** Begin **

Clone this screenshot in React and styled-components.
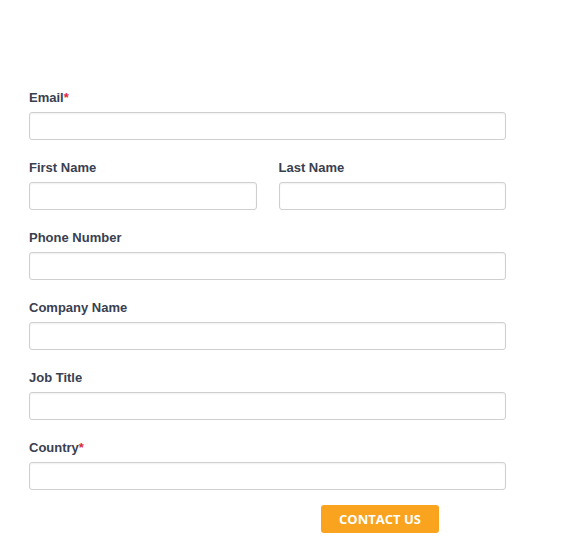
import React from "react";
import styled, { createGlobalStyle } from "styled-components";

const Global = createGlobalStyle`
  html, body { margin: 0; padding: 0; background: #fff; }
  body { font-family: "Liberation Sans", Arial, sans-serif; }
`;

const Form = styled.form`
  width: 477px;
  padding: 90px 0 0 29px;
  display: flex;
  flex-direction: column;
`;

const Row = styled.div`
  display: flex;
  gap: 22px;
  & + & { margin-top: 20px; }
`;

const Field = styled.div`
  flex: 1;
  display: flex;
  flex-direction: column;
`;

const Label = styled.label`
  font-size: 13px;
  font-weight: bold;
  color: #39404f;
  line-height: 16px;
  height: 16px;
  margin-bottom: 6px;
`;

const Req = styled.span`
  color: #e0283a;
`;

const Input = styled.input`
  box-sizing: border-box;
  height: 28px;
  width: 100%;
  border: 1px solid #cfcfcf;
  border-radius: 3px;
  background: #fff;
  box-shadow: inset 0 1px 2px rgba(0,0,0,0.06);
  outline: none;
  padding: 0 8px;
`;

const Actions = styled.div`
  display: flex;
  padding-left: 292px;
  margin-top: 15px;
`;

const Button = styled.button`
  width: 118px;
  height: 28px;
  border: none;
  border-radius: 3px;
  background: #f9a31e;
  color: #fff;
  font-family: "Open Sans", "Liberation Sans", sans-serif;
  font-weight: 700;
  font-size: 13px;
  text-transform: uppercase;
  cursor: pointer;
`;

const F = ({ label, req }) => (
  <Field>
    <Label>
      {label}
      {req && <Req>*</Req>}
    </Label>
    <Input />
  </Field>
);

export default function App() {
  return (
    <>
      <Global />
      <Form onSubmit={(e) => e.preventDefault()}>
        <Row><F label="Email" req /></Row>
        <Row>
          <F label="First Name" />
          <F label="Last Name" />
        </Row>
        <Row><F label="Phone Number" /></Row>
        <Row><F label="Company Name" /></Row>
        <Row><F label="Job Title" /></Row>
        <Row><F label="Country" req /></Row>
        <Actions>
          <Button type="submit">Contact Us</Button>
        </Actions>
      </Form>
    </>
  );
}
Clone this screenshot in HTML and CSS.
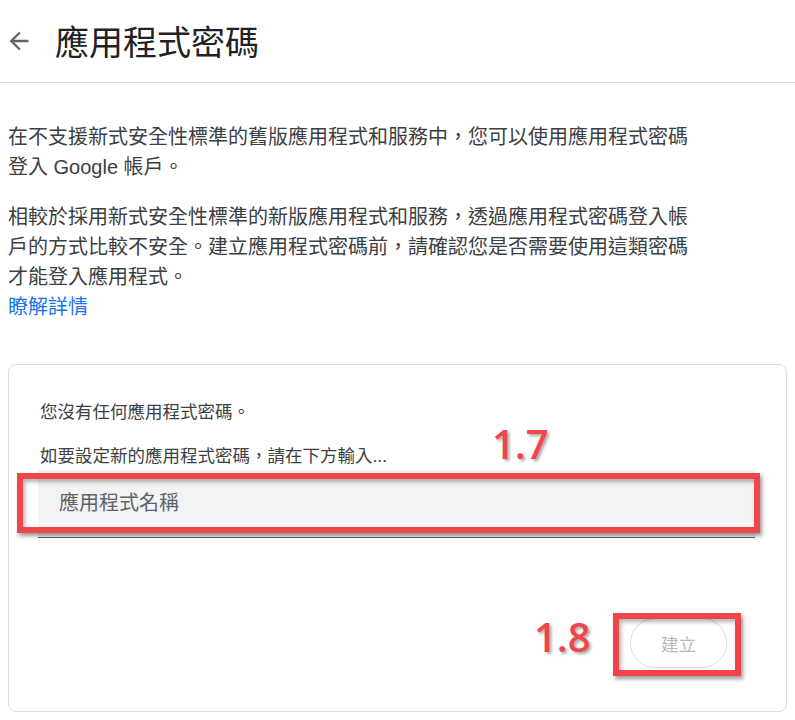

** End **

# [Task instructions]
Your task is to reproduce all of the material exactly. The pictures stay out.

# [Answer for this exercise]
Clone this screenshot in React and styled-components.
import React from "react";
import styled, { createGlobalStyle } from "styled-components";

const Global = createGlobalStyle`
  html, body { margin: 0; padding: 0; background: #fff; }
  body { font-family: "Liberation Sans", Arial, sans-serif; }
`;

const Form = styled.form`
  width: 477px;
  padding: 90px 0 0 29px;
  display: flex;
  flex-direction: column;
`;

const Row = styled.div`
  display: flex;
  gap: 22px;
  & + & { margin-top: 20px; }
`;

const Field = styled.div`
  flex: 1;
  display: flex;
  flex-direction: column;
`;

const Label = styled.label`
  font-size: 13px;
  font-weight: bold;
  color: #39404f;
  line-height: 16px;
  height: 16px;
  margin-bottom: 6px;
`;

const Req = styled.span`
  color: #e0283a;
`;

const Input = styled.input`
  box-sizing: border-box;
  height: 28px;
  width: 100%;
  border: 1px solid #cfcfcf;
  border-radius: 3px;
  background: #fff;
  box-shadow: inset 0 1px 2px rgba(0,0,0,0.06);
  outline: none;
  padding: 0 8px;
`;

const Actions = styled.div`
  display: flex;
  padding-left: 292px;
  margin-top: 15px;
`;

const Button = styled.button`
  width: 118px;
  height: 28px;
  border: none;
  border-radius: 3px;
  background: #f9a31e;
  color: #fff;
  font-family: "Open Sans", "Liberation Sans", sans-serif;
  font-weight: 700;
  font-size: 13px;
  text-transform: uppercase;
  cursor: pointer;
`;

const F = ({ label, req }) => (
  <Field>
    <Label>
      {label}
      {req && <Req>*</Req>}
    </Label>
    <Input />
  </Field>
);

export default function App() {
  return (
    <>
      <Global />
      <Form onSubmit={(e) => e.preventDefault()}>
        <Row><F label="Email" req /></Row>
        <Row>
          <F label="First Name" />
          <F label="Last Name" />
        </Row>
        <Row><F label="Phone Number" /></Row>
        <Row><F label="Company Name" /></Row>
        <Row><F label="Job Title" /></Row>
        <Row><F label="Country" req /></Row>
        <Actions>
          <Button type="submit">Contact Us</Button>
        </Actions>
      </Form>
    </>
  );
}
Clone this screenshot in HTML and CSS.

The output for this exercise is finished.